Como en toda narración clásica, los personajes están polarizados: Pauline es el opuesto de Matthew en género, edad, profesión, poder adquisitivo, nacionalidad, e incluso en la inserción o no dentro de la institución familiar. Lo interesante es que la película juega con la repetición de moldes y los cuatro personajes relevantes (Matthew, su esposa Joan, su hijo Miles, y su amiga Pauline), terminan siendo simplemente dos entes que se repiten y se repetirán, casi como algo cíclico, imposibilitando la movilidad, enfrascando todo. Él la ve como a la esposa, y ella lo ve como a un padre. Es obvio que con la aparición de Miles, el hijo de Mathew, la relación con su amigo se va a truncar y va a surgir una historia romántica con el joven, porque tiene el erotismo que el cuerpo de Mathew/Caine ya ha resignado. Si bien la francesa se termina enamorando del joven, éste, al igual que su padre, la encuentra similar a su madre; dando como resultado un triángulo tirando a cuarteto amoroso, con incestos cruzados que no llegan a explicitarse carnalmente. Lo interesante es que las estructuras se repiten y no hay originalidad de identidades. Los cuatro personajes son dos (Matthew y Joan), que fueron y serán otros y los mismos. La película termina con Pauline hablándole en el banco como él le hablaba a la esposa, al que luego se suma Miles, para terminar ambos jóvenes emulando las costumbres de la pareja ya anciana. Se forma un círculo, hay algo infinito, circular, eterno, en esas relaciones de soledades.
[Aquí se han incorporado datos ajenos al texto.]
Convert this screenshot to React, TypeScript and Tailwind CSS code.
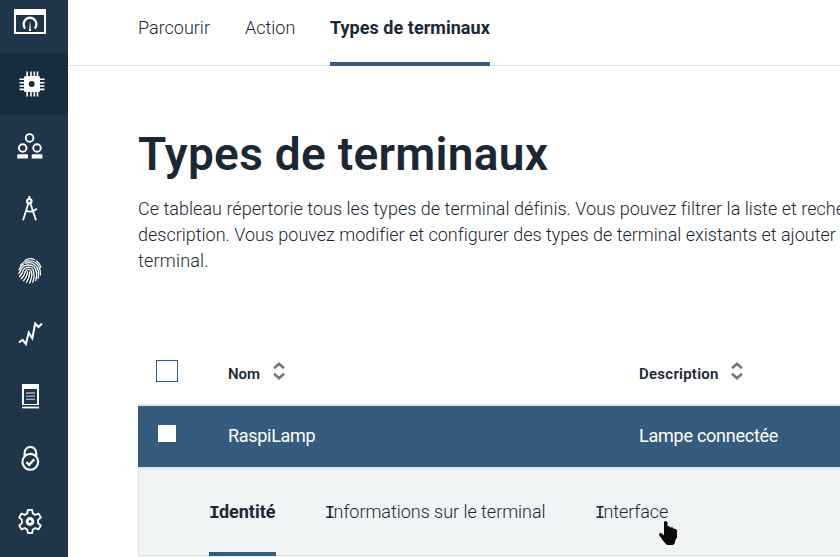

La forma que tienen esos entes solitarios de relacionarse es a través de la comida utilizada como evento social comunicativo. Cada vez que aparece el conflicto se evita comer, los personajes se levantan y se retiran de la mesa. La incomunicación se pone de manifiesto en las dicotomías lingüísticas: el francés y el inglés. Los franceses se burlan del protagonista en varias ocasiones –luego la misma secuencia sucede con Miles- por no hablar francés. Él tiene un problema para comunicarse que sólo era zanjado por su esposa, ya que ella era su conexión con el resto del mundo. Pero ese problema comunicacional queda sin resolver, y termina adquiriendo un sentido únicamente decorativo. El tema del habla es relevante, porque los diálogos son tan importantes que siempre se dan en planos muy cortos y automáticamente se desenfoca al otro participante del plano/contraplano para centrar la mirada del espectador en el rostro hablante. Es un procedimiento que se repite a lo largo de la película, evitando los planos conjuntos que permitirían que la atención discurra de un lado a otro. La importancia de los diálogos y el dramatismo actoral deja un tanto relegados a los demás recursos cinematográficos, sobre todo el uso de la fotografía. La iluminación no deja de ser más que decorativa, no cumple una funcionalidad significativa y, a fin de cuentas, no termina por declararse naturalista o artificial. Asimismo, la película no se ancla fijamente en un tono de dramatismo bufo o de ascetismo narrativo, y puede que esté bien que así sea, porque después de todo la historia de las relaciones humanas es cíclica tanto en su ridiculez como en su frialdad.
El último amor (Mr. Morgan’s last love, Alemania, 2013), de Sandra Nettelbeck, c/Michael Caine, Clémence Poésy, Justin Kirk, Jane Alexander, Michelle Godet, y Gillian Anderson, 116’.